What a convenient default setup to remember. :slight_smile:

I’m definitely not deep enough in this to want to attempt to min-max my I/O performance; good general purpose defaults are what I’m after. I’m less interested in best-speed-all-the-time and more interested in avoiding a miserably slow experience brought on by an off-the-wall bad configuration that I didn’t know better than to avoid.

This does mean that you’ll get a bit of read and write amplification on the occasional very small extent–or on EXTREMELY fragmented ntfs filesystems–which will in turn decrease performance in those cases […]

Is manually defragging NTFS (or ext4, I suppose) even a thing we can do anymore? On SSDs, and especially those with garbage collection/wear leveling/discard support, I seem to recall that we’re not supposed to try manually defragging drives here in the future.

If that’s true, I’m guessing the solution to an extremely fragmented NTFS filesystem is to rysnc it to a fresh block device, or something similar? Hopefully I won’t run into that.
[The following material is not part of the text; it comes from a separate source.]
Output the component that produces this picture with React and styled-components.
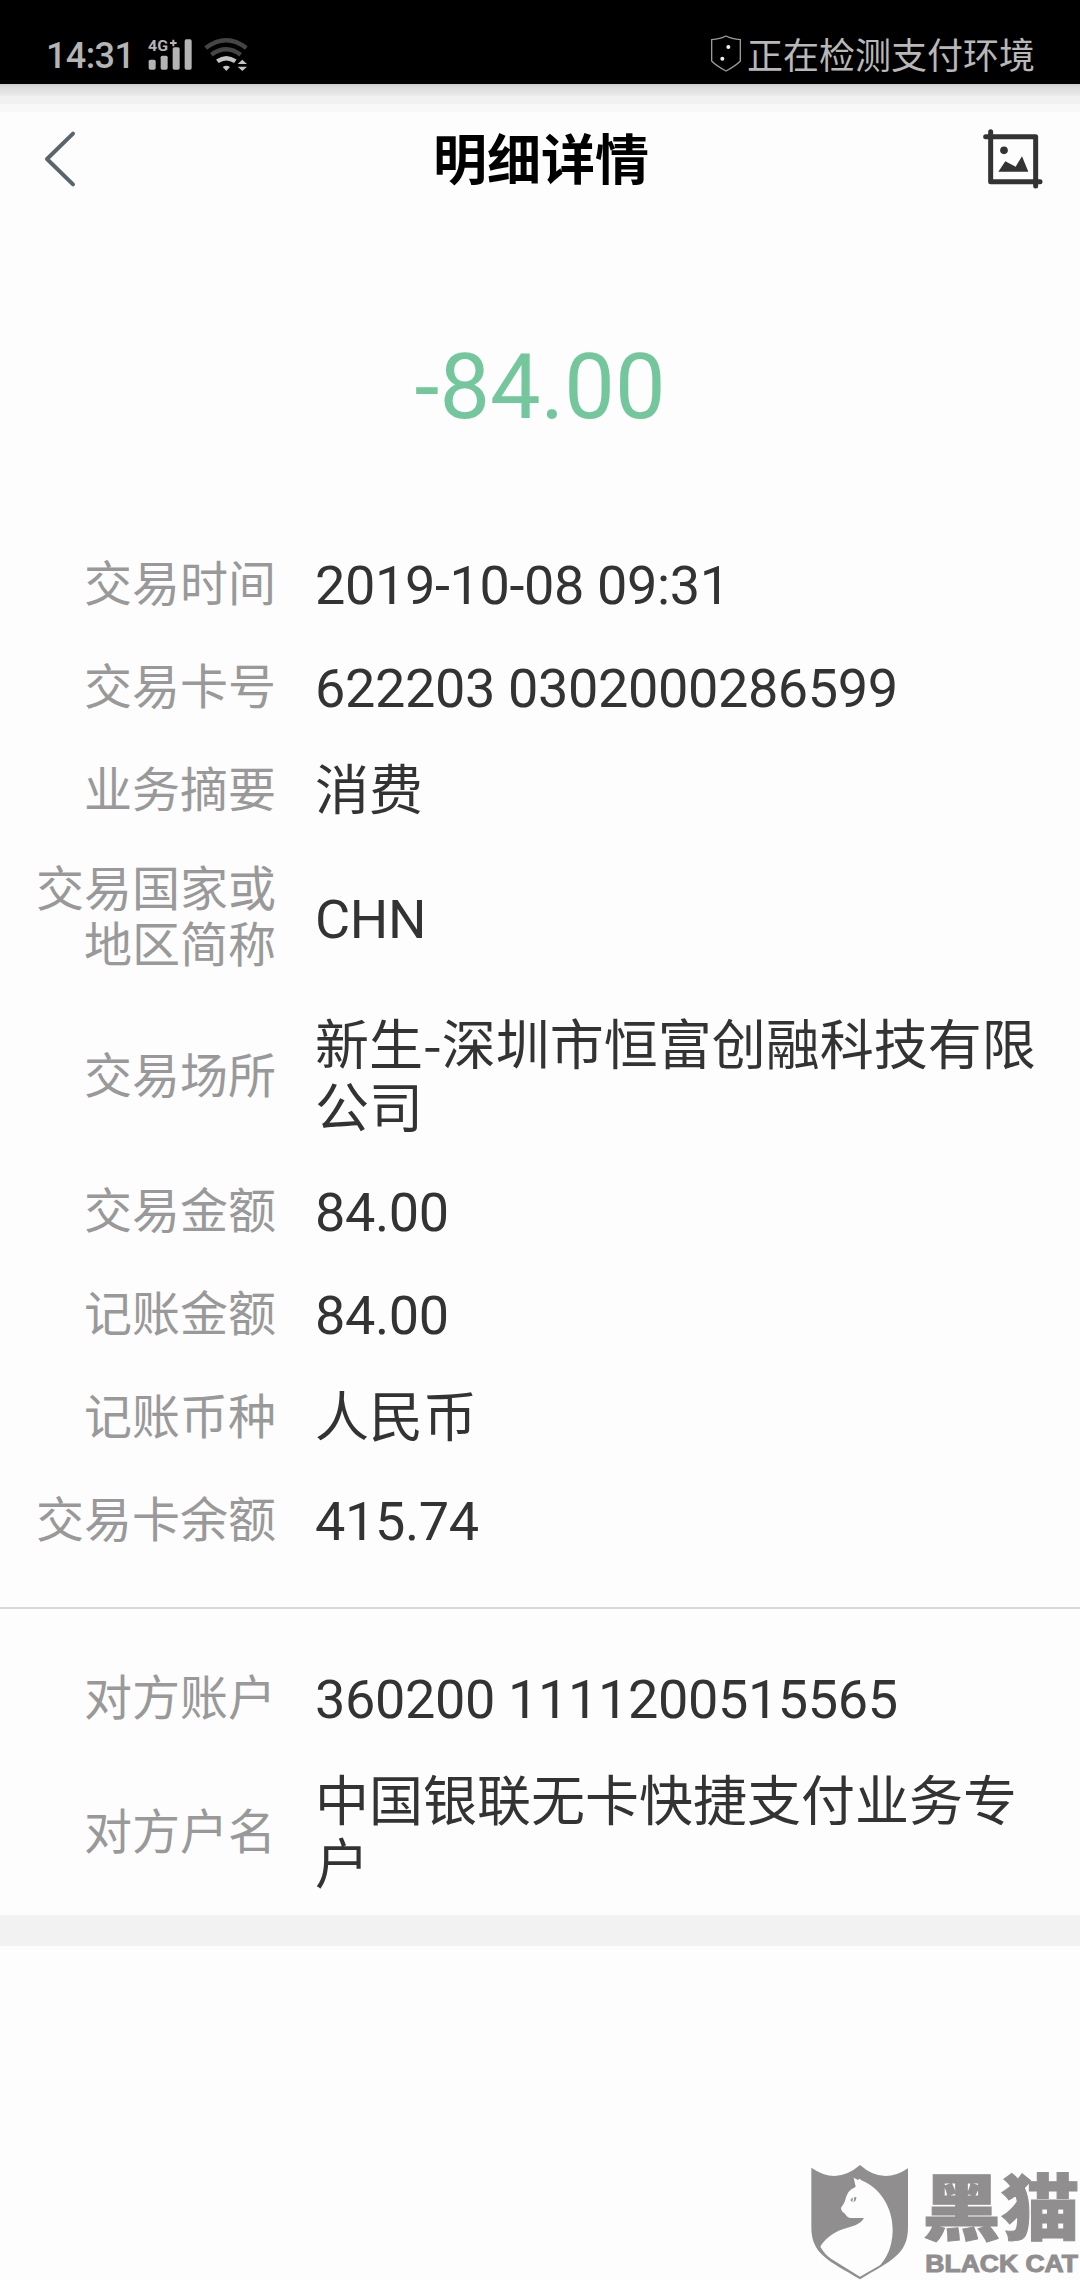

Regarding TrueNAS in particular, it seems to once again be a bit more complicated than bare metal ZFS.
I’ve been looking at this in the context of an alpha release for a Proxmox plugin that connects to a TrueNAS server to provide ZFS over iSCSI, and opened an issue here re: specifying the extent block size along side the ZFS block size: Default ISCSI Extent Block Size when Creatiing a TrueNAS ZFS over iSCSI Storage? · Issue #2 · boomshankerx/proxmox-truenas · GitHub

On TrueNAS, we can set the ZFS block size for a zVol to whatever we want when the zVol is created. But per the issue above, when creating an iSCSI share, the TrueNAS GUI limits the available extent block sizes, and the largest is 4K.

I’m not sure yet if the TrueNAS API–which is what’s used to create the extent–allows specifying an extent block size that’s not presented in the GUI. I think it should, but ¯_(ツ)_/¯ . If it doesn’t, I’ll attempt a feature request/bug report.

Assuming in the worst case that we can’t use a bigger logical block size than 4K, would we still want to set the volblocksize to 64k, or something else?